On an average day, Mel will serve around 50 drinks, his favourite being an ‘African Queen’. This is definitely a manly man’s drink! Strong as anything and aims to put hairs on your chest!
Throughout the afternoon, Mel taught us his wealth of knowledge behind the bar and we couldn’t have been happier, as it’s not often that a layman gets to learn about the true science behind making the ‘perfect’ drink! I shaked (spilled) and learnt that it’s not just about pouring that shot of gin and adding a tonic, it’s about the lemon you wash around the glass and the cucumber peel you add to various gins according to their scents and their hidden notes!

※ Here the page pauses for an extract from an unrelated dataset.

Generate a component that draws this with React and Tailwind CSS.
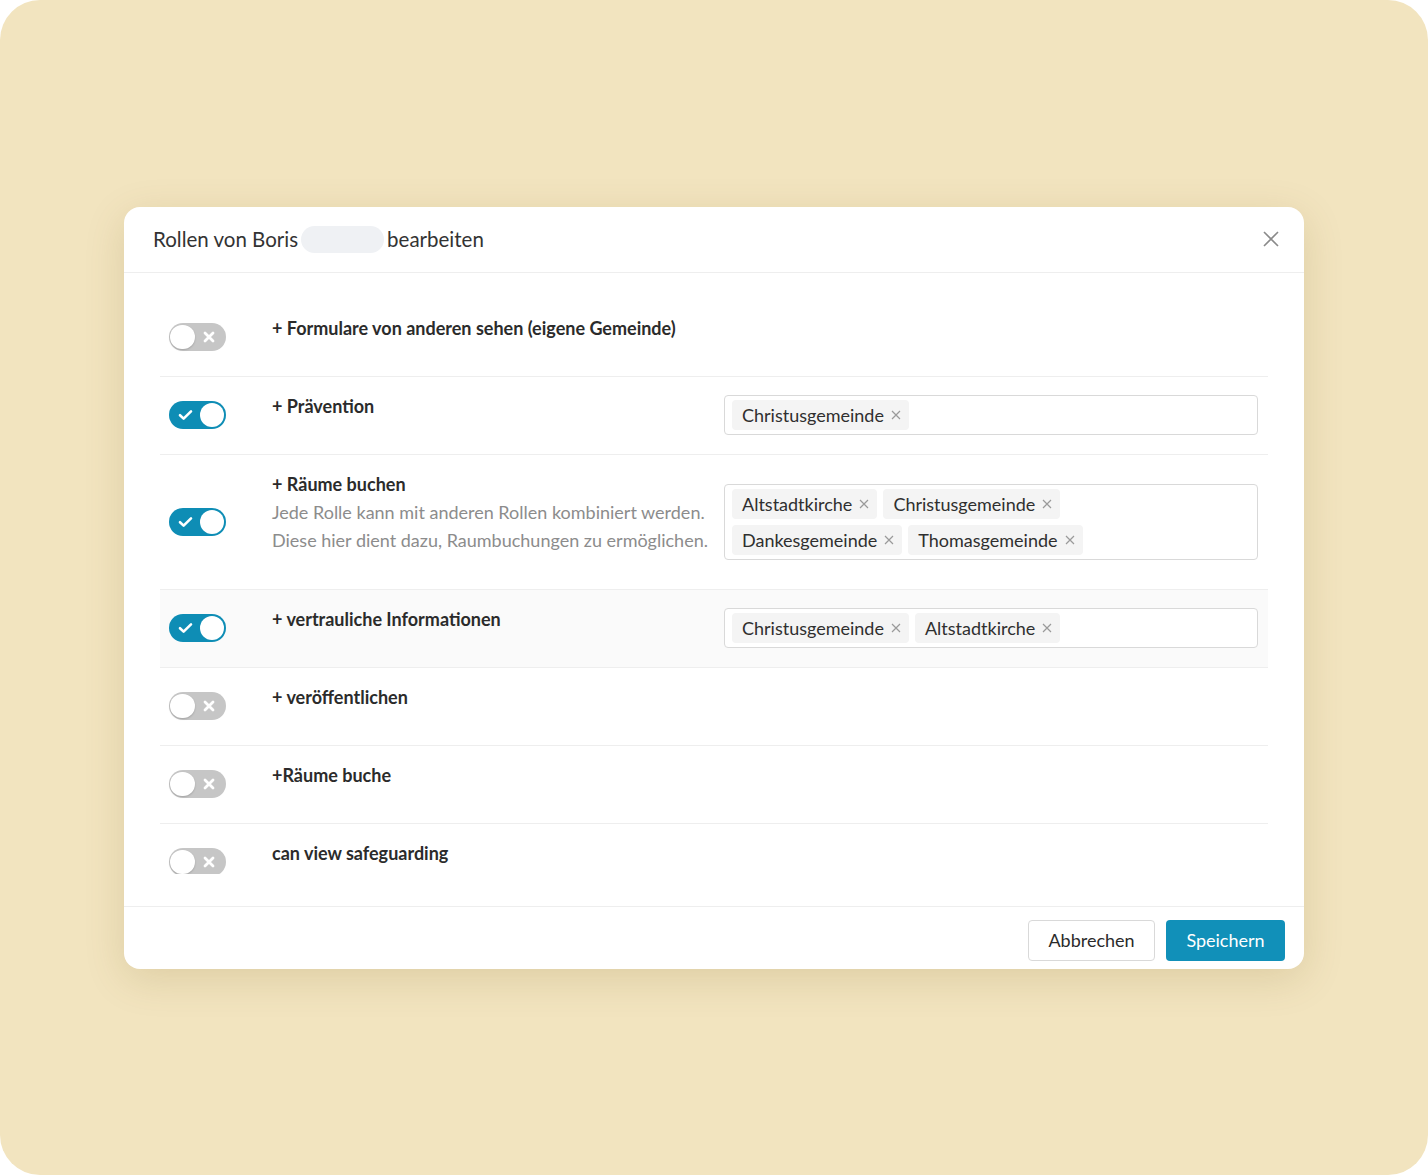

It’s all about the shape of the ice cubes, the stirring velocity and direction as well as the time of day and season! Yes, there really is an answer to every drink and it’s not as simple as a mojito!
Having the pleasure of working with Mel for the entire afternoon may (or may not) have been a good thing as we mixed, shaked and stirred our way around the bar, taking in what he had to say about flavours, spirit partnerships, egg whites (don’t ask) and tasting one (maybe more) of his divine creations. Ultimately, a day working for the rich and famous, with a backdrop as gorgeous as the one the Fairmont has to offer makes for not a bad day at the office at all!